The Snowboard Asylum Appoints Canoe As UK PR Partner

Canoe, the London-based creative communications agency, is pleased to announce its new partnership with The Snowboard Asylum (TSA), the UK’s leading retail destination for snowboarders.
TSA has built a reputation for curating the best in snowboarding gear, apparel, and accessories, combining premium brands with expert knowledge and a passion for the snowboarding community. The brand supports riders of all levels, from first-timers to seasoned pros, providing equipment, advice, and events that bring the snowboarding world to life.
Leveraging its longstanding affinity with the snowboarding community, Canoe will provide PR support to build on TSA’s presence in the UK market, reinforce the brand’s leadership throughout the upcoming winter season and drive greater awareness of its product range.
They say "Canoe was founded in 2003 with a desire to do things differently. That ethos remains today, just on a much bigger scale. We’re still based in East London but have grown from a two-person PR machine into a thriving group of multi-skilled communicators and creators.'
TSA joins Canoe’s winter sports portfolio alongside brands such as Burton and Oakley, reinforcing the agency’s expertise in the sector.
The Snowboard Asylum (TSA) has been at the forefront of UK snowboarding for over 35 years. They’ve helped guide the sport from its pioneering days of the 1980s, through the boom years of the ’90s and 2000s to the modern-day, where snowboarding is an integral part of the winter sports landscape.
The TSA story originates back in the mid-1980s whenthey first teamed up with a small Vermont-based snowboard company called Burton, to sell their new Elite and Cruzer snowboards. Little did they realise how our two brands would develop over the next three decades.
The first seeds for TSA as a stand-alone brand were planted in October 1989; parent company Ellis Brigham gave a tiny booth tucked down an empty corridor, facing a blank wall at the Earls Court Ski Show. With their own identity and a small collection of Sims and Nitro snowboards, they ignored the wrath of the then-snowboard-hating ski world to push the sport we loved.
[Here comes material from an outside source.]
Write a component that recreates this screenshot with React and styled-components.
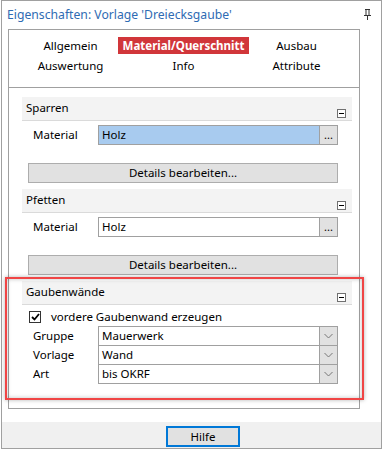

Today, TSA is still headed up by the same team that staffed that booth in Earls Court all those years ago. They’ve gained a few pounds and lost some hair over the years, but the passion for snowboarding and goals remain the same; to help as many people experience the same joy that snowboarding has brought them. Yes, the sport has changed; it’s no longer that punk rock, anti-establishment-attitude-fuelled monster it used to be but what hasn’t changed is the experience of painting fresh lines in untouched powder, the euphoria of a killer faceshot, the feeling you get charging groomers, and the high you feel putting down that first trick. From 1989 'til forever, TSA has got you covered.